▶ [WRITTEN TASK]:
Transcribe every line exactly and omit anything that is a picture.

▶ [RECORDED DATA]:
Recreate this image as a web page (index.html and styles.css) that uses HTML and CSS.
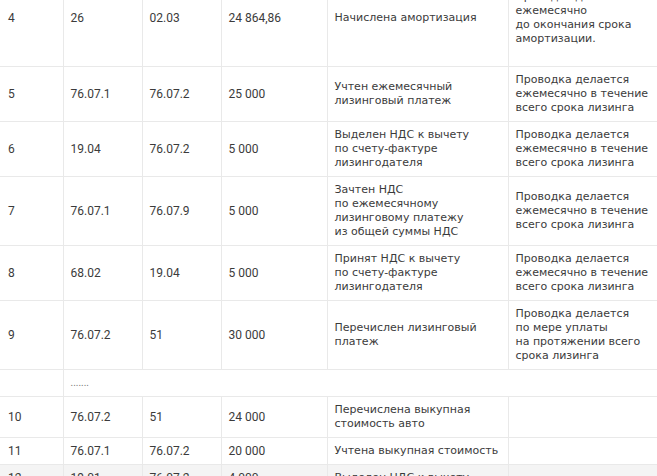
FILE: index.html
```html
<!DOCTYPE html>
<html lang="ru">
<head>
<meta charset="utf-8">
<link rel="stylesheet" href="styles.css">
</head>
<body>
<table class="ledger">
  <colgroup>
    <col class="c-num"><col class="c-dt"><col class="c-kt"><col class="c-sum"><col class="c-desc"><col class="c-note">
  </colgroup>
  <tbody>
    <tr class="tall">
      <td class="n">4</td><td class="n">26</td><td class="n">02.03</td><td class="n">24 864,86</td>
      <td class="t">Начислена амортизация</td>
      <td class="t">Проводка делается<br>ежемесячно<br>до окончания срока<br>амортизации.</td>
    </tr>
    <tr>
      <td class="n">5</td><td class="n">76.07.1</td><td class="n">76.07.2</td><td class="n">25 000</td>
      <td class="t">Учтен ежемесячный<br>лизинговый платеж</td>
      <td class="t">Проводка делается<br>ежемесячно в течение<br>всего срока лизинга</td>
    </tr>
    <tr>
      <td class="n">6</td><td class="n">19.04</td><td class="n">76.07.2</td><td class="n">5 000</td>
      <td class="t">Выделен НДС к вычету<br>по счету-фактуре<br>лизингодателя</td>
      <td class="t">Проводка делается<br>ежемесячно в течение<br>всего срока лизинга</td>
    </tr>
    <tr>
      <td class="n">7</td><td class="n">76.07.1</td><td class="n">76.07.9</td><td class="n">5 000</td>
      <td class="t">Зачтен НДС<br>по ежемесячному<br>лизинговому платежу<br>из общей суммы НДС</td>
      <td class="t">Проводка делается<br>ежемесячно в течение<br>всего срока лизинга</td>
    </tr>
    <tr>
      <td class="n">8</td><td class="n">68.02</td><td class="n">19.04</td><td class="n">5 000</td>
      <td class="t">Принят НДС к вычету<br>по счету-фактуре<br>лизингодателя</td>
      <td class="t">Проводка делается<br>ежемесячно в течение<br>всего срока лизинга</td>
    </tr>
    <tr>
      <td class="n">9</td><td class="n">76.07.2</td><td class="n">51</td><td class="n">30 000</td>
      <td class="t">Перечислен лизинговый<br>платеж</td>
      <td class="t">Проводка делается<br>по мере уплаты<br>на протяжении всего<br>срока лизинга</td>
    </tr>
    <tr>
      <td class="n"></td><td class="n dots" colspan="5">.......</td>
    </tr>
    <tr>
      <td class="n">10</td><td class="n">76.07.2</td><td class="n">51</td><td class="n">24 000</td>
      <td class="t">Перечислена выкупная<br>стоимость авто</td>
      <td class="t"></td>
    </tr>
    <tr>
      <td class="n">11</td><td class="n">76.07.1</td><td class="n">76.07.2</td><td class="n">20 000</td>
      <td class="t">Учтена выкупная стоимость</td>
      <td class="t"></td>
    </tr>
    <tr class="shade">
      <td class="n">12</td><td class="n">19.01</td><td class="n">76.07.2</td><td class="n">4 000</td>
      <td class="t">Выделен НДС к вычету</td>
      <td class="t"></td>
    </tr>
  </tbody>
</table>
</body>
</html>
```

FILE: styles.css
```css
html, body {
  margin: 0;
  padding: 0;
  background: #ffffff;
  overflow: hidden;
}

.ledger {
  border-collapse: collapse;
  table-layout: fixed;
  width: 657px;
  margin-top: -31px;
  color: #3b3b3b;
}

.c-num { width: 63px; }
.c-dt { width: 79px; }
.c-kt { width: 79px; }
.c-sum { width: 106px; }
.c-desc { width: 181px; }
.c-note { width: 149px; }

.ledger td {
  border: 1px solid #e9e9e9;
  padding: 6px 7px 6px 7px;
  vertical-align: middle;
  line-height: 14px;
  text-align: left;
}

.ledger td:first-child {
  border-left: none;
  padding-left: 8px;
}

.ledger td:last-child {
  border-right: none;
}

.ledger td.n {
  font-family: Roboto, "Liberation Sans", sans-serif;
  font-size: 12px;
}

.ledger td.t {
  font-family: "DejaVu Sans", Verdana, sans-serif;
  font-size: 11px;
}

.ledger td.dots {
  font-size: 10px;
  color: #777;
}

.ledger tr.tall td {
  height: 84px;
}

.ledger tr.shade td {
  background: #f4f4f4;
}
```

▶ [SOLUTION TO THIS PROBLEM]:
Recreate this image as a web page (index.html and styles.css) that uses HTML and CSS.
FILE: index.html
```html
<!DOCTYPE html>
<html lang="ru">
<head>
<meta charset="utf-8">
<link rel="stylesheet" href="styles.css">
</head>
<body>
<table class="ledger">
  <colgroup>
    <col class="c-num"><col class="c-dt"><col class="c-kt"><col class="c-sum"><col class="c-desc"><col class="c-note">
  </colgroup>
  <tbody>
    <tr class="tall">
      <td class="n">4</td><td class="n">26</td><td class="n">02.03</td><td class="n">24 864,86</td>
      <td class="t">Начислена амортизация</td>
      <td class="t">Проводка делается<br>ежемесячно<br>до окончания срока<br>амортизации.</td>
    </tr>
    <tr>
      <td class="n">5</td><td class="n">76.07.1</td><td class="n">76.07.2</td><td class="n">25 000</td>
      <td class="t">Учтен ежемесячный<br>лизинговый платеж</td>
      <td class="t">Проводка делается<br>ежемесячно в течение<br>всего срока лизинга</td>
    </tr>
    <tr>
      <td class="n">6</td><td class="n">19.04</td><td class="n">76.07.2</td><td class="n">5 000</td>
      <td class="t">Выделен НДС к вычету<br>по счету-фактуре<br>лизингодателя</td>
      <td class="t">Проводка делается<br>ежемесячно в течение<br>всего срока лизинга</td>
    </tr>
    <tr>
      <td class="n">7</td><td class="n">76.07.1</td><td class="n">76.07.9</td><td class="n">5 000</td>
      <td class="t">Зачтен НДС<br>по ежемесячному<br>лизинговому платежу<br>из общей суммы НДС</td>
      <td class="t">Проводка делается<br>ежемесячно в течение<br>всего срока лизинга</td>
    </tr>
    <tr>
      <td class="n">8</td><td class="n">68.02</td><td class="n">19.04</td><td class="n">5 000</td>
      <td class="t">Принят НДС к вычету<br>по счету-фактуре<br>лизингодателя</td>
      <td class="t">Проводка делается<br>ежемесячно в течение<br>всего срока лизинга</td>
    </tr>
    <tr>
      <td class="n">9</td><td class="n">76.07.2</td><td class="n">51</td><td class="n">30 000</td>
      <td class="t">Перечислен лизинговый<br>платеж</td>
      <td class="t">Проводка делается<br>по мере уплаты<br>на протяжении всего<br>срока лизинга</td>
    </tr>
    <tr>
      <td class="n"></td><td class="n dots" colspan="5">.......</td>
    </tr>
    <tr>
      <td class="n">10</td><td class="n">76.07.2</td><td class="n">51</td><td class="n">24 000</td>
      <td class="t">Перечислена выкупная<br>стоимость авто</td>
      <td class="t"></td>
    </tr>
    <tr>
      <td class="n">11</td><td class="n">76.07.1</td><td class="n">76.07.2</td><td class="n">20 000</td>
      <td class="t">Учтена выкупная стоимость</td>
      <td class="t"></td>
    </tr>
    <tr class="shade">
      <td class="n">12</td><td class="n">19.01</td><td class="n">76.07.2</td><td class="n">4 000</td>
      <td class="t">Выделен НДС к вычету</td>
      <td class="t"></td>
    </tr>
  </tbody>
</table>
</body>
</html>
```

FILE: styles.css
```css
html, body {
  margin: 0;
  padding: 0;
  background: #ffffff;
  overflow: hidden;
}

.ledger {
  border-collapse: collapse;
  table-layout: fixed;
  width: 657px;
  margin-top: -31px;
  color: #3b3b3b;
}

.c-num { width: 63px; }
.c-dt { width: 79px; }
.c-kt { width: 79px; }
.c-sum { width: 106px; }
.c-desc { width: 181px; }
.c-note { width: 149px; }

.ledger td {
  border: 1px solid #e9e9e9;
  padding: 6px 7px 6px 7px;
  vertical-align: middle;
  line-height: 14px;
  text-align: left;
}

.ledger td:first-child {
  border-left: none;
  padding-left: 8px;
}

.ledger td:last-child {
  border-right: none;
}

.ledger td.n {
  font-family: Roboto, "Liberation Sans", sans-serif;
  font-size: 12px;
}

.ledger td.t {
  font-family: "DejaVu Sans", Verdana, sans-serif;
  font-size: 11px;
}

.ledger td.dots {
  font-size: 10px;
  color: #777;
}

.ledger tr.tall td {
  height: 84px;
}

.ledger tr.shade td {
  background: #f4f4f4;
}
```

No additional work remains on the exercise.